7 of 7 people found the following review helpful:
5.0 out of 5 stars
Pure Magic,
By
This review is from: Burning Your Boats: The Collected Short Stories (Mass Market Paperback)
In 'Notes From the Front Line', Carter said that she was not in the remythologizing business but in the demythologizing business. Anna Katsavos asked Angela Carter what she meant by that. Angela said, 'Well, I'm basically trying to find out what certain configurations of imagery in our society, in our culture, really stand for, what they mean, underneath the kind of semireligious coating that makes people not particularly want to interfere with them.'Simply stated, Angela Carter has taken icons and myths we were all raised with and given them back to us in a form we know and trust. In stories. Her stories are adult fairy tales; lush, penetrating, uninhibited and dark. An introduction by Salman Rushdie sets the perfect tone for the reading ahead. It is the closest to gushing the man has ever come. He says, these stories are also a treasure , to savour and to hoard. They begin with her early works, from 1962-6. The Man Who Loved the Double Bass tells the story of a musician in madly love with his instrument.

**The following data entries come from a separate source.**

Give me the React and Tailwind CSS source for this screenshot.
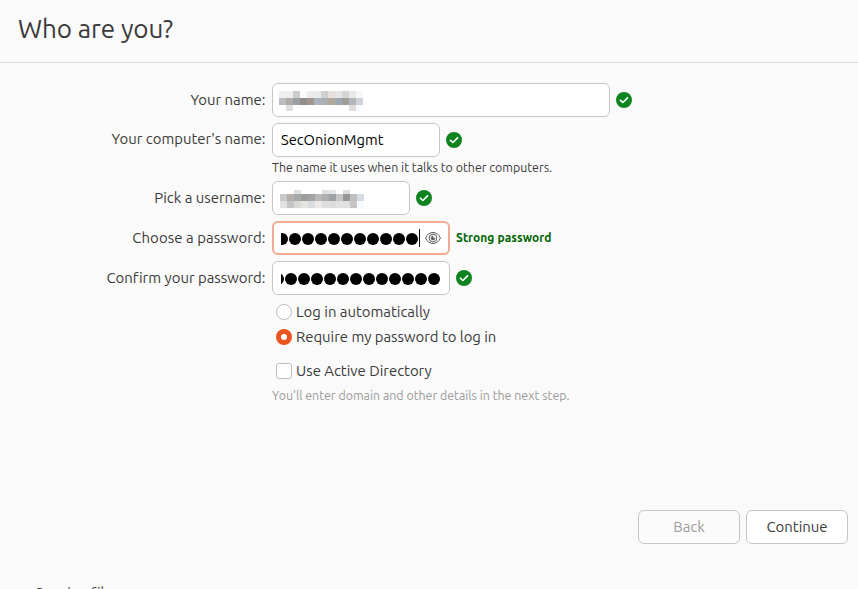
const NAME_MOSAIC = [
  ['#f0f0f0', '#eeeeee', '#cccbca', '#fbfbfb', '#ececec', '#e9eaeb', '#cfcfcf', '#e6e1de', '#e6e6e6', '#d2d6d8', '#ebe9e8', '#f6f7f8'],
  ['#bdbdbd', '#b2aca6', '#98a0a6', '#918e8b', '#9f9790', '#aab4be', '#acafb2', '#b2a798', '#9da9b2', '#a09d9a', '#b3b8bd', '#cfd2d8'],
  ['#ffffff', '#dededf', '#ffffff', '#ffffff', '#ffffff', '#ffffff', '#ffffff', '#ffffff', '#ffffff', '#ffffff', '#e0dcdb', '#f8fbff'],
];

const USER_MOSAIC = [
  ['#ffffff', '#ffffff', '#dedede', '#ffffff', '#ffffff', '#ffffff', '#dedfdf', '#e5e6e5', '#ffffff', '#dedede', '#ffffff', '#ffffff'],
  ['#c8c8c8', '#b5aeaa', '#a3aaaa', '#9d9d9d', '#a3a3a3', '#b8b8b8', '#acaeb0', '#9ea2a5', '#c5c5c5', '#989898', '#bfbfbf', '#d5dbe5'],
  ['#e2e2e2', '#c4c4c4', '#d8d8d5', '#e4e4e4', '#d9dde0', '#ebe8e8', '#dfdfdf', '#dcdcdc', '#e2e2e2', '#e0dfdf', '#c4c4c4', '#f8fbff'],
];

function Mosaic({ rows, heights, className }) {
  return (
    <div className={className}>
      {rows.map((row, i) => (
        <div key={i} className={`flex ${heights[i]}`}>
          {row.map((color, j) => (
            <span key={j} className="w-[7px]" style={{ backgroundColor: color }} />
          ))}
        </div>
      ))}
    </div>
  );
}

function Check() {
  return (
    <svg className="ml-1.5 h-4 w-4 shrink-0" viewBox="0 0 16 16">
      <circle cx="8" cy="8" r="8" fill="#0e8420" />
      <path d="M3.9 7.9 6.9 10.5 12 5.4" fill="none" stroke="#fff" strokeWidth="1.6" />
    </svg>
  );
}

function Eye() {
  return (
    <svg className="h-4 w-4" viewBox="0 0 16 16" fill="none" stroke="#5a5a5a">
      <path d="M.6 8C2.1 4.3 4.8 2.5 8 2.5S13.900 4.300 15.400 8C13.900 11.700 11.200 13.500 8 13.500S2.100 11.700.6 8Z" strokeWidth="1" />
      <circle cx="8" cy="8" r="3.9" strokeWidth="1" />
      <path d="M8 6v2h2a2 2 0 1 1-2-2Z" fill="#5a5a5a" strokeWidth=".5" />
    </svg>
  );
}

function Dots({ count, className }) {
  return (
    <div className={`flex justify-end gap-[1px] overflow-hidden ${className}`}>
      {Array.from({ length: count }, (_, i) => (
        <span key={i} className="h-[12px] w-[12px] shrink-0 rounded-full bg-black" />
      ))}
    </div>
  );
}

function Row({ label, tracking, className = '', labelClass = '', children }) {
  return (
    <div className={`flex h-[34px] items-center ${className}`}>
      <div className={`mr-[6.5px] w-[265.5px] shrink-0 text-right whitespace-nowrap ${labelClass}`}>
        <span className={tracking}>{label}</span>
      </div>
      {children}
    </div>
  );
}

const FIELD = 'flex h-[34px] shrink-0 items-center rounded-md border border-[#c6c6c6] bg-white';

export default function App() {
  return (
    <div className="flex h-[589px] w-[858px] flex-col overflow-hidden bg-[#fafafa] font-['Ubuntu','Noto_Sans',sans-serif] text-[14.9px] leading-5 text-[#3a3a3a] [font-variant-ligatures:none]">
      <header className="flex h-[63px] shrink-0 items-start border-b border-[#dcdcdc] pt-[13px] pl-[18px]">
        <h1 className="text-[26px] leading-8 tracking-[-0.08px] whitespace-nowrap">Who are you?</h1>
      </header>

      <main className="flex h-[447px] shrink-0 flex-col pt-5">
        <Row label="Your name:">
          <div className={`${FIELD} w-[338px] pl-1.5`}>
            <Mosaic rows={NAME_MOSAIC} heights={['h-[7px]', 'h-[7px]', 'h-[6px]']} className="mt-0.5" />
          </div>
          <Check />
        </Row>
        <Row label="Your computer's name:" className="mt-1.5" labelClass="pb-[2px]">
          <div className={`${FIELD} w-[168px] pl-2 text-black`}>
            <span className="text-[14.667px]">SecOnionMgmt</span>
          </div>
          <Check />
        </Row>
        <p className="mt-px ml-[272px] h-[23px] text-[12.4px] leading-[18px] whitespace-nowrap">
          <span>The name it uses when it talks to other computers.</span>
        </p>
        <Row label="Pick a username:">
          <div className={`${FIELD} w-[138px] pl-[7px]`}>
            <Mosaic rows={USER_MOSAIC} heights={['h-[4px]', 'h-[7px]', 'h-[7px]']} className="mt-0.5" />
          </div>
          <Check />
        </Row>
        <Row label="Choose a password:" tracking="tracking-[0.08px]" className="mt-1.5">
          <div className="flex h-[34px] w-[178px] shrink-0 items-center rounded-md border-2 border-[#f4aa90] bg-white pl-[7px]">
            <Dots count={11} className="mt-[2px] w-[137px]" />
            <span className="ml-px h-[18px] w-px bg-black" />
            <span className="ml-[5px]"><Eye /></span>
          </div>
          <span className="ml-1.5 text-[12px] font-bold tracking-[0.06px] whitespace-nowrap text-[#006400]">Strong password</span>
        </Row>
        <Row label="Confirm your password:" className="mt-1.5">
          <div className={`${FIELD} w-[178px] pl-2`}>
            <Dots count={13} className="mt-[2px] w-[159px]" />
          </div>
          <Check />
        </Row>

        <div className="ml-[276px] flex flex-col pt-[7px] whitespace-nowrap">
          <label className="flex h-5 items-center gap-1">
            <span className="h-4 w-4 rounded-full border border-[#bdbdbd] bg-white" />
            <span>Log in automatically</span>
          </label>
          <label className="mt-[5px] flex h-5 items-center gap-1">
            <span className="flex h-4 w-4 items-center justify-center rounded-full bg-[#e95420]">
              <span className="h-[6px] w-[6px] rounded-full bg-white" />
            </span>
            <span className="tracking-[-0.02px]">Require my password to log in</span>
          </label>
          <label className="mt-[14px] flex h-5 items-center gap-1">
            <span className="h-4 w-4 rounded-[3px] border border-[#bdbdbd] bg-white" />
            <span>Use Active Directory</span>
          </label>
        </div>
        <p className="mt-[5px] ml-[272px] text-[12.4px] leading-[18px] whitespace-nowrap text-[#9b9b9b]">
          <span>You'll enter domain and other details in the next step.</span>
        </p>
      </main>

      <div className="flex shrink-0 justify-end gap-1.5 pr-2.5">
        <button className="h-[34px] w-[102px] rounded-md border border-[#c6c6c6] bg-[#fbfbfb] text-[#9b9b9b]">Back</button>
        <button className="h-[34px] w-[102px] rounded-md border border-[#c6c6c6] bg-white">Continue</button>
      </div>

      <footer className="mt-[39px] ml-[34px] shrink-0 text-[14.667px] whitespace-nowrap">
        <span>Copying files...</span>
      </footer>
    </div>
  );
}
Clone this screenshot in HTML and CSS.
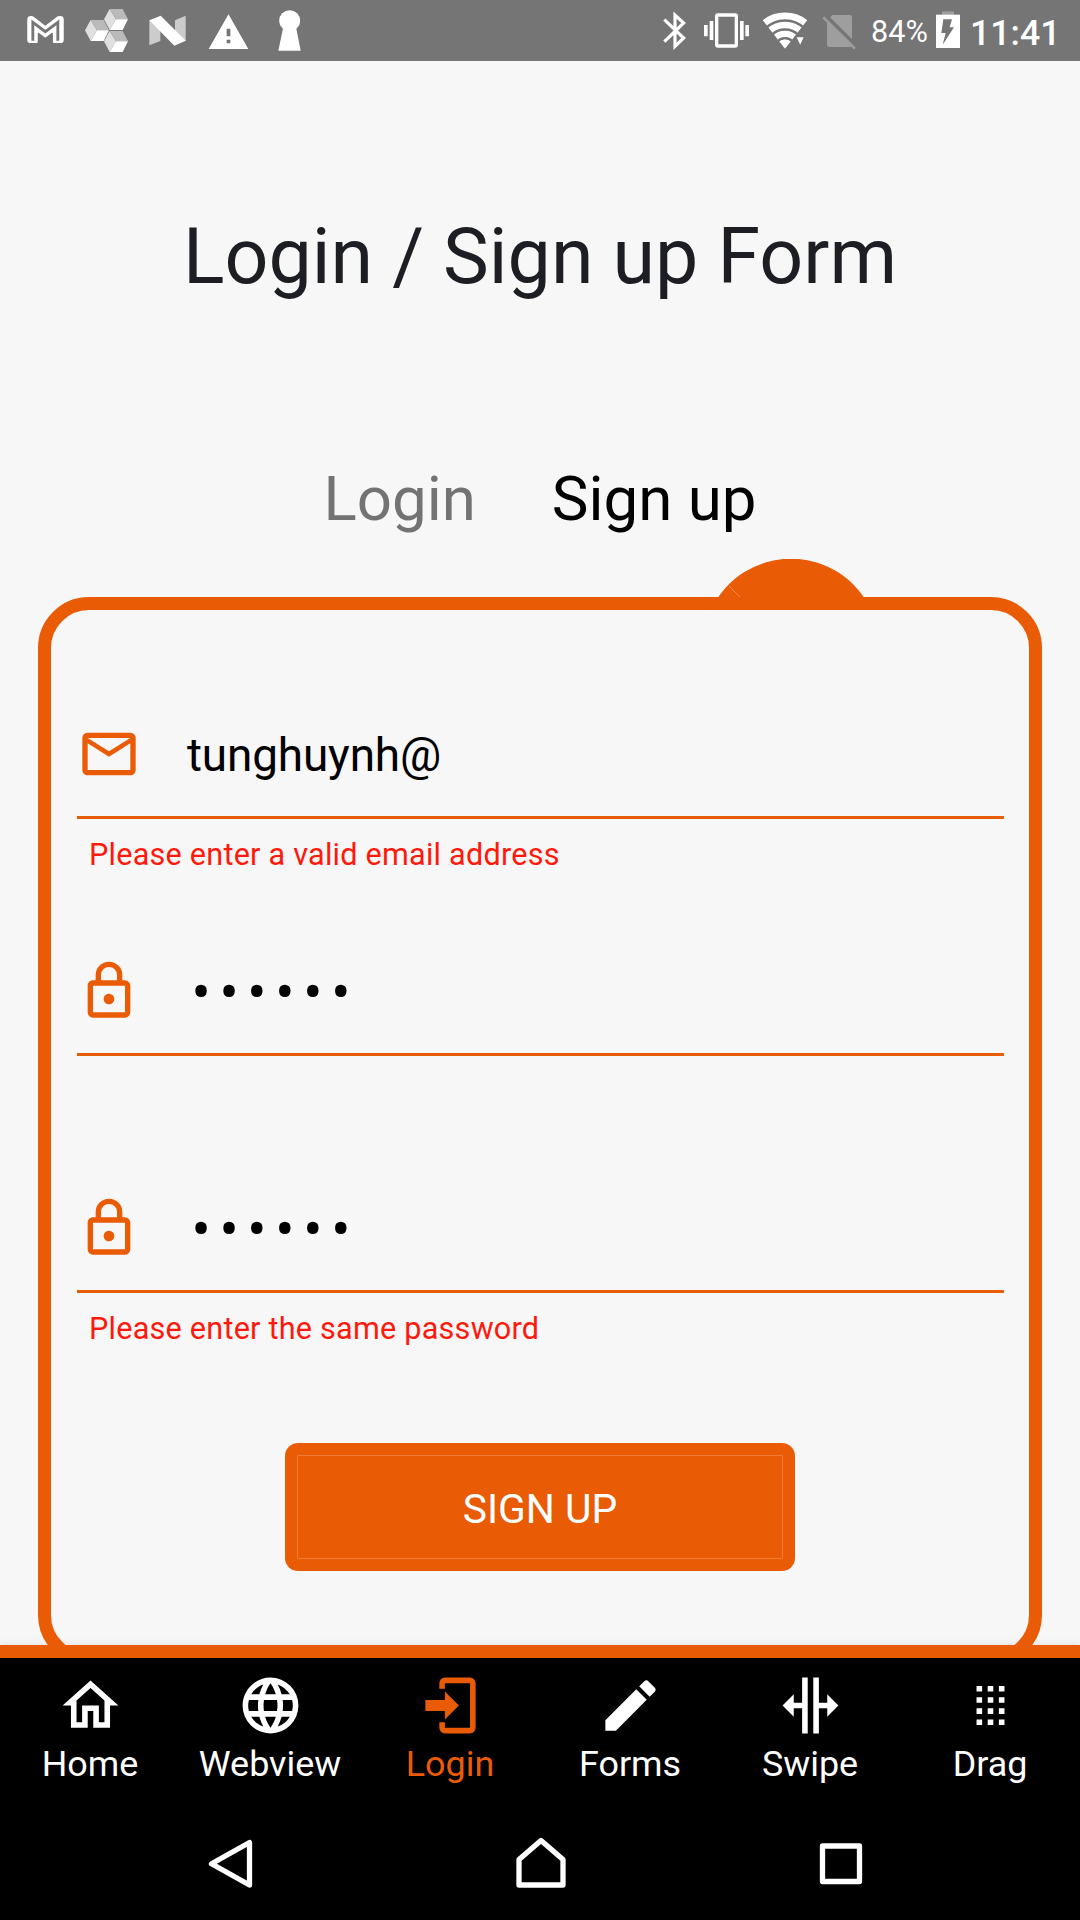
FILE: index.html
```
<!DOCTYPE html>
<html lang="en">
<head>
<meta charset="utf-8">
<title>Login / Sign up Form</title>
<link rel="stylesheet" href="styles.css">
</head>
<body>
<header class="status-bar">
  <div class="notifications">
    <svg class="s-mail" viewBox="81 0 111 183"><path d="M110 126H91Q85 126 85 120V58Q85 51 93 51L98 52L136 81L174 52L180 51Q188 51 188 58V120Q188 126 182 126H162V90L136 109L110 90Z" fill="#fff" stroke="#fff" stroke-width="6.5" stroke-linejoin="round"/><path d="M98.500 122V67L136 95L173.500 67V122" fill="none" stroke="#757575" stroke-width="8.500"/></svg>
    <svg class="s-cubes" viewBox="255 0 129 183"><defs><g id="cube"><path fill="#e0e0e0" d="M329 27L312 58L329 90L348 58Z"/><path fill="#bababa" d="M329 27H368L384 58H348Z"/><path fill="#fff" d="M348 58H384L368 90H329Z"/></g></defs><use href="#cube"/><use href="#cube" x="-57" y="33"/><use href="#cube" y="66"/></svg>
    <svg class="s-n" viewBox="447 0 111 183"><path fill="#ccc" d="M448 60L481 76V123L448 136ZM557 47L525 61V105L557 124Z"/><path fill="#fff" d="M448 61L482 47L557 122L523 137Z"/></svg>
    <svg class="s-warn" viewBox="624 0 123 183"><path fill="#fff" d="M685.500 43L745 147H626Z"/><path fill="#757575" d="M680 86h11v23h-11zM680 119h11v11h-11z"/></svg>
    <svg class="s-key" viewBox="834 0 69 183"><circle cx="869" cy="62" r="31.500" fill="#fff"/><path fill="#fff" d="M851 76H887L902 152H835Z"/></svg>
  </div>
  <div class="system">
    <svg class="s-bt" viewBox="69 0 69 183"><path d="M73 59L131 114L105 139V45L131 69L73 125" fill="none" stroke="#fff" stroke-width="9.500"/></svg>
    <svg class="s-vib" viewBox="192 0 135 183"><rect x="230" y="45" width="59" height="93" rx="4" fill="none" stroke="#fff" stroke-width="10"/><path fill="#fff" d="M192 75h11v34h-11zM209 63h11v57h-11zM300 63h11v57h-11zM316 75h11v34h-11z"/></svg>
    <svg class="s-wifi" viewBox="369 0 132 183"><defs><clipPath id="fan"><path d="M435 146L360 50V20H510V50Z"/></clipPath></defs><g clip-path="url(#fan)"><circle cx="435" cy="146" r="28" fill="#fff"/><g fill="none" stroke="#fff" stroke-width="20"><circle cx="435" cy="146" r="43.500"/><circle cx="435" cy="146" r="71"/><circle cx="435" cy="146" r="98.500"/></g><g fill="none" stroke="#757575"><circle cx="435" cy="146" r="32" stroke-width="6"/></g></g><path fill="#fff" d="M470 112H491L480.500 134Z"/></svg>
    <svg class="s-sim" viewBox="546 0 102 183"><path fill="#9e9e9e" d="M577 45H629Q636 45 636 52V133Q636 141 628 141H569Q561 141 561 133V61Z"/><path d="M556 46L652 141" stroke="#757575" stroke-width="11"/><path d="M550 52L645 146" stroke="#9e9e9e" stroke-width="7.500"/></svg>
    <span class="percent">84%</span>
    <svg class="s-batt" viewBox="888 0 72 183"><path fill="#9e9e9e" d="M906 34h36v11h-36z"/><path fill="#fff" d="M888 44h72v100h-72z"/><path fill="#757575" d="M910 58H936L929 82H942L908 134L917 99H904Z"/></svg>
    <span class="clock">11:41</span>
  </div>
</header>

<main class="screen">
  <h1 class="title">Login / Sign up Form</h1>
  <div class="modes">
    <span class="mode">Login</span>
    <span class="mode mode-active">Sign up</span>
  </div>
  <section class="card">
    <svg class="pointer" viewBox="0 0 160 51"><path d="M0 51A88 88 0 0 1 160 51Z" fill="#ea5b06"/><path d="M18 27L29 38" stroke="#f08a4c" stroke-width="1"/></svg>
    <div class="field">
      <div class="input-row">
        <svg class="field-icon" viewBox="0 0 24 24"><path d="M22 6C22 4.900 21.100 4 20 4H4C2.900 4 2 4.900 2 6V18C2 19.100 2.900 20 4 20H20C21.100 20 22 19.100 22 18V6M20 6L12 11L4 6H20M20 18H4V8L12 13L20 8V18Z"/></svg>
        <span class="value">tunghuynh@</span>
      </div>
      <p class="error">Please enter a valid email address</p>
    </div>
    <div class="field">
      <div class="input-row">
        <svg class="field-icon" viewBox="0 0 24 24"><path id="lock" d="M12,17C10.890,17 10,16.100 10,15C10,13.890 10.890,13 12,13A2,2 0 0,1 14,15A2,2 0 0,1 12,17M18,20V10H6V20H18M18,8A2,2 0 0,1 20,10V20A2,2 0 0,1 18,22H6C4.890,22 4,21.100 4,20V10C4,8.890 4.890,8 6,8H7V6A5,5 0 0,1 12,1A5,5 0 0,1 17,6V8H18M12,3A3,3 0 0,0 9,6V8H15V6A3,3 0 0,0 12,3Z"/></svg>
        <span class="value secret">••••••</span>
      </div>
    </div>
    <div class="field">
      <div class="input-row">
        <svg class="field-icon" viewBox="0 0 24 24"><use href="#lock"/></svg>
        <span class="value secret">••••••</span>
      </div>
      <p class="error">Please enter the same password</p>
    </div>
    <div class="submit"><span class="submit-inner">SIGN UP</span></div>
  </section>
</main>

<nav class="tabs">
  <div class="tab"><svg viewBox="0 0 24 24"><path d="M12 5.690L17 10.190V18H15V12H9V18H7V10.190L12 5.690M12 3L2 12H5V20H11V14H13V20H19V12H22"/></svg><span>Home</span></div>
  <div class="tab"><svg viewBox="0 0 24 24"><path d="M16.360,14C16.440,13.340 16.500,12.680 16.500,12C16.500,11.320 16.440,10.660 16.360,10H19.740C19.900,10.640 20,11.310 20,12C20,12.690 19.900,13.360 19.740,14M14.590,19.560C15.190,18.450 15.650,17.250 15.970,16H18.920C17.960,17.650 16.430,18.930 14.590,19.560M14.340,14H9.660C9.560,13.340 9.500,12.680 9.500,12C9.500,11.320 9.560,10.650 9.660,10H14.340C14.430,10.650 14.500,11.320 14.500,12C14.500,12.680 14.430,13.340 14.340,14M12,19.960C11.170,18.760 10.500,17.430 10.090,16H13.910C13.500,17.430 12.830,18.760 12,19.960M8,8H5.080C6.030,6.340 7.570,5.060 9.400,4.440C8.800,5.550 8.350,6.750 8,8M5.080,16H8C8.350,17.250 8.800,18.450 9.400,19.560C7.570,18.930 6.030,17.650 5.080,16M4.260,14C4.100,13.360 4,12.690 4,12C4,11.310 4.100,10.640 4.260,10H7.640C7.560,10.660 7.500,11.320 7.500,12C7.500,12.680 7.560,13.340 7.640,14M12,4.030C12.830,5.230 13.500,6.570 13.910,8H10.090C10.500,6.570 11.170,5.230 12,4.030M18.920,8H15.970C15.650,6.750 15.190,5.550 14.590,4.440C16.430,5.070 17.960,6.340 18.920,8M12,2C6.470,2 2,6.500 2,12A10,10 0 0,0 12,22A10,10 0 0,0 22,12A10,10 0 0,0 12,2Z"/></svg><span>Webview</span></div>
  <div class="tab tab-active"><svg viewBox="0 0 24 24"><path d="M10,17V14H3V10H10V7L15,12L10,17M10,2H19A2,2 0 0,1 21,4V20A2,2 0 0,1 19,22H10A2,2 0 0,1 8,20V18H10V20H19V4H10V6H8V4A2,2 0 0,1 10,2Z"/></svg><span>Login</span></div>
  <div class="tab"><svg viewBox="0 0 24 24"><path d="M20.710,7.040C21.100,6.650 21.100,6 20.710,5.630L18.370,3.290C18,2.900 17.350,2.900 16.960,3.290L15.120,5.120L18.870,8.870M3,17.250V21H6.750L17.810,9.930L14.060,6.180L3,17.250Z"/></svg><span>Forms</span></div>
  <div class="tab"><svg viewBox="0 0 24 24"><path d="M6 8L2 12L6 16V13H9V22H11V2H9V11H6ZM18 8L22 12L18 16V13H15V22H13V2H15V11H18Z"/></svg><span>Swipe</span></div>
  <div class="tab"><svg viewBox="0 0 24 24"><path d="M7 5h2v2H7zM11 5h2v2h-2zM15 5h2v2h-2zM7 9h2v2H7zM11 9h2v2h-2zM15 9h2v2h-2zM7 13h2v2H7zM11 13h2v2h-2zM15 13h2v2h-2zM7 17h2v2H7zM11 17h2v2h-2zM15 17h2v2h-2z"/></svg><span>Drag</span></div>
</nav>

<footer class="system-nav">
  <svg viewBox="200 1833 60 60"><path d="M249.500 1842.500V1885L211.500 1863.700Z"/></svg>
  <svg viewBox="510.500 1833 60 60"><path d="M518.500 1885V1859.500L540.500 1840.500L562.500 1859.500V1885Z"/></svg>
  <svg viewBox="811 1833 60 60"><path d="M822.500 1846H859.500V1881.500H822.500Z"/></svg>
</footer>
</body>
</html>
```
FILE: styles.css
```
* { box-sizing: border-box; }

body {
  margin: 0;
  width: 1080px;
  height: 1920px;
  overflow: hidden;
  display: flex;
  flex-direction: column;
  background: #f7f7f7;
  font-family: Roboto, sans-serif;
}

svg { display: block; flex: none; }

.status-bar {
  height: 61px;
  flex: none;
  display: flex;
  justify-content: space-between;
  padding: 0 24px 0 27px;
  background: #757575;
  color: #fff;
}
.notifications, .system { display: flex; }
.status-bar svg { height: 61px; }
.s-mail { width: 37px; }
.s-cubes { width: 43px; margin-left: 21px; }
.s-n { width: 37px; margin-left: 21px; }
.s-warn { width: 41px; margin-left: 22px; }
.s-key { width: 23px; margin-left: 29px; }
.s-bt { width: 23px; margin-right: 18px; }
.s-vib { width: 45px; margin-right: 14px; }
.s-wifi { width: 44px; margin-right: 15px; }
.s-sim { width: 34px; }
.s-batt { width: 24px; }
.percent {
  width: 80px;
  padding-left: 15px;
  font-size: 30.6px;
  line-height: 63px;
}
.clock {
  width: 96px;
  padding-left: 10px;
  font-size: 35.7px;
  font-weight: 500;
  line-height: 66px;
  white-space: nowrap;
}

.screen {
  height: 1584px;
  flex: none;
  overflow: hidden;
  display: flex;
  flex-direction: column;
}
.title {
  margin: 151px 0 0;
  text-align: center;
  font-size: 77.1px;
  font-weight: 400;
  line-height: 90px;
  color: #1c1e23;
}
.modes {
  display: flex;
  justify-content: center;
  gap: 76px;
  margin-top: 161px;
  font-size: 61.8px;
  line-height: 72px;
  color: #737373;
}
.mode-active { color: #000; }

.card {
  position: relative;
  flex: none;
  height: 1069px;
  margin: 62px 38px 0;
  padding: 81.5px 25px 0 26px;
  border: 13px solid #ea5b06;
  border-radius: 51px;
}
.pointer {
  position: absolute;
  top: -51px;
  left: 660px;
  width: 160px;
  height: 51px;
}
.field { height: 237px; }
.input-row {
  display: flex;
  align-items: center;
  height: 127.5px;
  border-bottom: 3px solid #ea5b06;
}
.field-icon {
  width: 64px;
  height: 64px;
  fill: #ea5b06;
}
.value {
  margin-left: 46px;
  padding-top: 2px;
  font-size: 45.9px;
  line-height: 56px;
  letter-spacing: -0.15px;
  color: #000;
}
.secret {
  margin-left: 50.5px;
  padding-top: 4px;
  font-size: 57px;
  letter-spacing: 8.7px;
}
.error {
  margin: 17.5px 0 0 12px;
  font-size: 30.6px;
  line-height: 36px;
  letter-spacing: 0.23px;
  color: #ff190c;
}
.submit {
  width: 510px;
  height: 128px;
  margin: 40.5px 0 0 208px;
  padding: 12px;
  border-radius: 13px;
  background: #ea5b06;
}
.submit-inner {
  display: block;
  height: 104px;
  border: 1px solid #ee7b38;
  border-radius: 1px;
  text-align: center;
  font-size: 40.8px;
  line-height: 106px;
  color: #fff;
}

.tabs {
  flex: none;
  height: 180px;
  display: grid;
  grid-template-columns: repeat(6, 1fr);
  border-top: 13px solid #ea5b06;
  background: #000;
  color: #fff;
  box-shadow: 0 0 8px rgba(0, 0, 0, .1);
}
.tab {
  display: flex;
  flex-direction: column;
  align-items: center;
  padding-top: 14px;
  font-size: 35.9px;
  line-height: 42px;
}
.tab svg {
  width: 67px;
  height: 67px;
  margin-bottom: 4px;
  fill: currentColor;
}
.tab-active { color: #ea5b06; }

.system-nav {
  flex: 1;
  display: flex;
  padding: 8px 0 0 200px;
  background: #000;
}
.system-nav svg {
  width: 60px;
  height: 60px;
  margin-right: 240px;
  fill: none;
  stroke: #fff;
  stroke-width: 5.3;
  stroke-linejoin: round;
}
.system-nav svg:first-child { margin-right: 250.5px; }
```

Could he live without her? In the section called Fireworks; Nine Profane Pieces from 1974, Carters work begins an ethereal exploration on of the psyche in achingly beautiful prose. Her ability to write fantastical tableaus is showcased. In The Executioners Daughter, an executioner is told to execute his only son. The setting, itself, becomes a character. In Penetrating to the Heart of the Forest, a brother and sister are nudged into exploring the a dark forest and its hidden fruit tree. The Bloody Chamber and Other Stories is next, featuring writings from 1979. These are fairy tales retold for adults and contains some of the most stunning and psychological erotic written. Black Venus contains writing from 1985 and American Ghosts and Old World Wonders, work from 1993. Uncollected Stories contains work from 1970-81, featuring The Scarlet House, about a woman trapped in a house by a master of Chaos. These short stories are profane, wise, surreal, unrepentant and brilliant. The Tiger's Bride alone is worth the price of admission in to this magical world.